(WRITTEN PROBLEM)
Can you write out all the lines word for word, with no pictures?

(MATERIAL PROVIDED)
┄┄┄┄┄┄┄┄┄┄

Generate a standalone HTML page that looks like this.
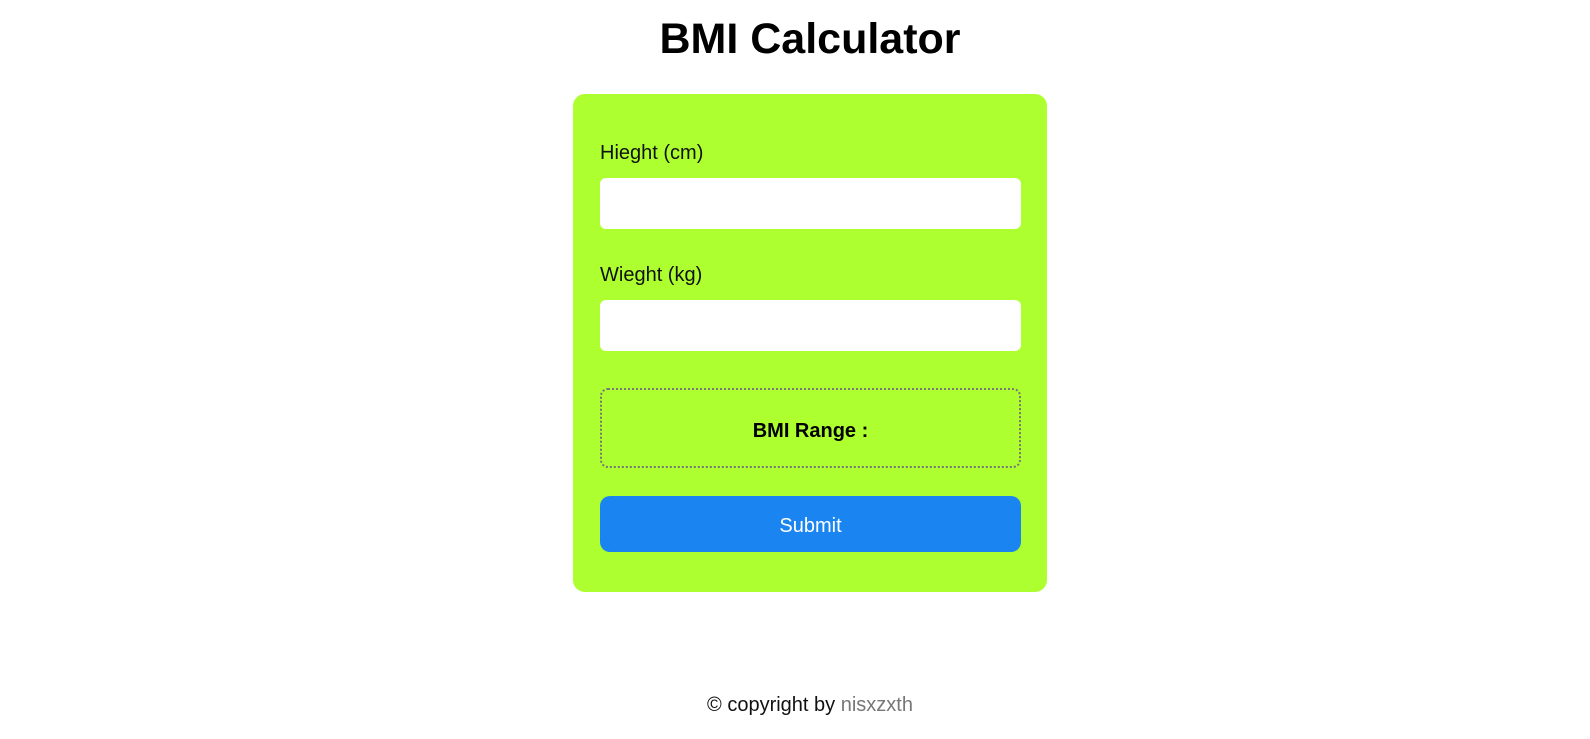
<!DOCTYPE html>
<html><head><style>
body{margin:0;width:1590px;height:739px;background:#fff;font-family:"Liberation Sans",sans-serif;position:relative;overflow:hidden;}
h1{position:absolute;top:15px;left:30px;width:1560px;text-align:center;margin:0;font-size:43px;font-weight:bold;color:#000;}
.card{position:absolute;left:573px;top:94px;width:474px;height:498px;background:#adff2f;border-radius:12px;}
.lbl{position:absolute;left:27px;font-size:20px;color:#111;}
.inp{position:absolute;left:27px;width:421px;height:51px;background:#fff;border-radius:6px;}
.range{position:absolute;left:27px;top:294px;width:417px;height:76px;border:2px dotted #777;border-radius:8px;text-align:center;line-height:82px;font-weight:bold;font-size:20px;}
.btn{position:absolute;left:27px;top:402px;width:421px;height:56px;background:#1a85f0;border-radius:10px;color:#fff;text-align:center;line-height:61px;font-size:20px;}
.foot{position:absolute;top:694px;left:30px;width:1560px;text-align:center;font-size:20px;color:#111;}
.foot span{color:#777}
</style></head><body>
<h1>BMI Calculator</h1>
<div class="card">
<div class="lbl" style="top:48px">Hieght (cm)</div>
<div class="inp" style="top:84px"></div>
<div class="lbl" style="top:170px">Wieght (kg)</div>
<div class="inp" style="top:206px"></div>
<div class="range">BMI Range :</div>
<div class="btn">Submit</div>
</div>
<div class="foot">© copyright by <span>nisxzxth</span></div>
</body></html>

┄┄┄┄┄┄┄┄┄┄

(OUTPUT FOR THIS EXERCISE)
Generate a standalone HTML page that looks like this.
<!DOCTYPE html>
<html><head><style>
body{margin:0;width:1590px;height:739px;background:#fff;font-family:"Liberation Sans",sans-serif;position:relative;overflow:hidden;}
h1{position:absolute;top:15px;left:30px;width:1560px;text-align:center;margin:0;font-size:43px;font-weight:bold;color:#000;}
.card{position:absolute;left:573px;top:94px;width:474px;height:498px;background:#adff2f;border-radius:12px;}
.lbl{position:absolute;left:27px;font-size:20px;color:#111;}
.inp{position:absolute;left:27px;width:421px;height:51px;background:#fff;border-radius:6px;}
.range{position:absolute;left:27px;top:294px;width:417px;height:76px;border:2px dotted #777;border-radius:8px;text-align:center;line-height:82px;font-weight:bold;font-size:20px;}
.btn{position:absolute;left:27px;top:402px;width:421px;height:56px;background:#1a85f0;border-radius:10px;color:#fff;text-align:center;line-height:61px;font-size:20px;}
.foot{position:absolute;top:694px;left:30px;width:1560px;text-align:center;font-size:20px;color:#111;}
.foot span{color:#777}
</style></head><body>
<h1>BMI Calculator</h1>
<div class="card">
<div class="lbl" style="top:48px">Hieght (cm)</div>
<div class="inp" style="top:84px"></div>
<div class="lbl" style="top:170px">Wieght (kg)</div>
<div class="inp" style="top:206px"></div>
<div class="range">BMI Range :</div>
<div class="btn">Submit</div>
</div>
<div class="foot">© copyright by <span>nisxzxth</span></div>
</body></html>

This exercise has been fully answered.